There was a change made recently with the release of 4.8 that can explain this behavior. Foliage no longer uses instances clustered into multiple components, and all instances of a particular static mesh are rendered in a single draw call from a single HierarchicalInstancedStaticMeshComponent.
When you paint instances with the foliage tool, the tool finds the Z location matching the surface of the heightfield and adds an appropriate transform to move the instance to that location. In the vertex shader, an ObjectPositionWS material node should evaluate to that same world position for each instance.
Edit: I have been running some test in my own project and was able to confirm what you are reporting. Before I write the bug report for this issue, are there any other notes or points of interest which you can add to the robustness of the report?
Thanks for the fast reply.
I don’t have much more to add to help for the issue report. Perhaps one thing to help reproducing the problem, another way to show it visually is to deactivate in the material the dithered LODtransition. Then you see clearly that for one foliage instance, all the lods of the instance are displayed simultaneously instead of only one. The correct behaviour in this case should be to see a hard switch between the lod when moving the camera, but it should never display more than one lod at a time for a single instance.
Thanks, I know, the problem is not visually, the problem is about performances. The Dithered LOD transition is hiding the problem that all lods are rendered, but this affects the performances quite a lot because it draws all the lods ,which adds draw calls and a lot of polygons, the opposite intention of a lod system, and also there’s a lot of overdraw as the Dithered LOD transition jsut makes the pixel transarent, they are still rendered.
With the dithered LOD enabled, I believe the behavior and performance is exactly as it was in 4.8. It’s just that we added the ability to use it for regular staticmeshes as well which is why the flag was added.
The dithered transition will save pixel shader time and overdraw because the shader can early out immediately and before any textures are fetched.
Yes, the problem was already there in 4.8 (but it was not visible as the dithered LOD was applied automatically)
Ok for the overdraw, that’s true, with the dithered LOD transition it removes the overdraw problem.
I’ll enter a new feature request for 4.10 to allow you to disable LOD dithered transitions for foliage completely. I think this would have been the better fix for the 4.9 issue with both LODs rendering simultaneously, but unfortunately it’s too late now.

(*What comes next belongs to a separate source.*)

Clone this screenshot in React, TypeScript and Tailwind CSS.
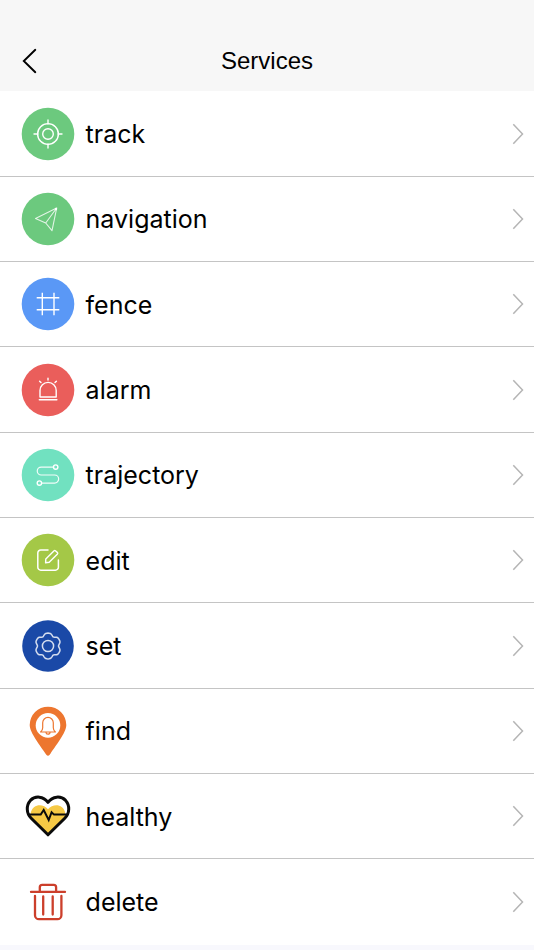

I added ticket UE-20650 with this request for 4.10
Just to be sure we are on the same page, currently, we don’t have only 2 lods displayed at the same time but even 4 sometimes (lod0,lod1,lod2,lod3). On a standard staticmesh, the dithered LOD transition displays 2 lods during the transition (and it’s normal), but it’s only during the transition. With the foliage system it diplays permanently and not only 2 lods, but up to 4 lods simultanouesly.
Is it what you understood from my original question?
For HierarchicalInstancedStaticMeshComponents we allocate instances into groups nearby of instances in a BSP tree node. A typical node might have a few hundred instances in it. The node is the smallest unit we can perform foliage culling on. The fact that we don’t consider each instance is what makes instanced static meshes quick to render.
Anyway, when it comes to LOD transitions, for each we look at the bounding box around each node and we calculate which LOD regions and transition planes the node intersects. And we then render all of that particular node’s instances multiple times, once for each LOD affected.
Now for each instance in the vertex shader we calculate whether the instance is in one LOD or the other or in transition. If it’s in transition we do the dithering effect which will save fill rate for alternate pixels. If it’s completely in another LOD, we set all the vertex positions to be (0,0,0) behind the near clipping plane which will cause all of the instances’ triangles to be culled before they’re rasterized. Now in 4.9.0 the shader flags were incorrectly setup by default, so none of the culling behavior was triggered and it seemed if all the work would always be done for multiple LODs and the dithering was just hiding it.
If your LOD transitions are setup to occur at relatively close distances (smaller than the typical node size) and you don’t have many instances, it’s possible you would see it rendering all 4 of your LODs simultaneously. If you set them further out your nodes will intersect fewer LOD regions and you shouldn’t see more than 2 LODs rendering at once when the dithering flag is disabled.
I just closed that feature request ticket - after fully researching to the way we do LOD transitions on a per-node basis I realize it’s not possible to anything more efficient unless we have entire nodes changing LOD at the same time. We had that long ago and it was so ugly it made LODs useless.
How does current performance with dithering enabled compare to the old system of LODs popping out per node?
I have scenes with many thousands of instances and their LOD transition distances compare to those found in the Kite Demo - is that not a typical use case? This issue of LOD overlapping makes these levels completely unplayable with billboards rendering so close to the camera. One can hardly see 10 meters in a populated forest. It’s just a wall of billboards intersecting 3D LODs.
I guess I want to know if you are judging performance under the assumption that this method is viable without dithering?
We never had per-node pop transitions. We did have them prior to 4.7 which had fixed clusters instead of a BSP tree, and had much worse performance than the hierarchical system used in 4.7 and onwards. We developed the current system with dithered Lod transitions to support millions of instances in the kite demo.
The behavior and performance in 4.9 with the checkbox enabled is identical to 4.7, 4.8 and the Kite Demo.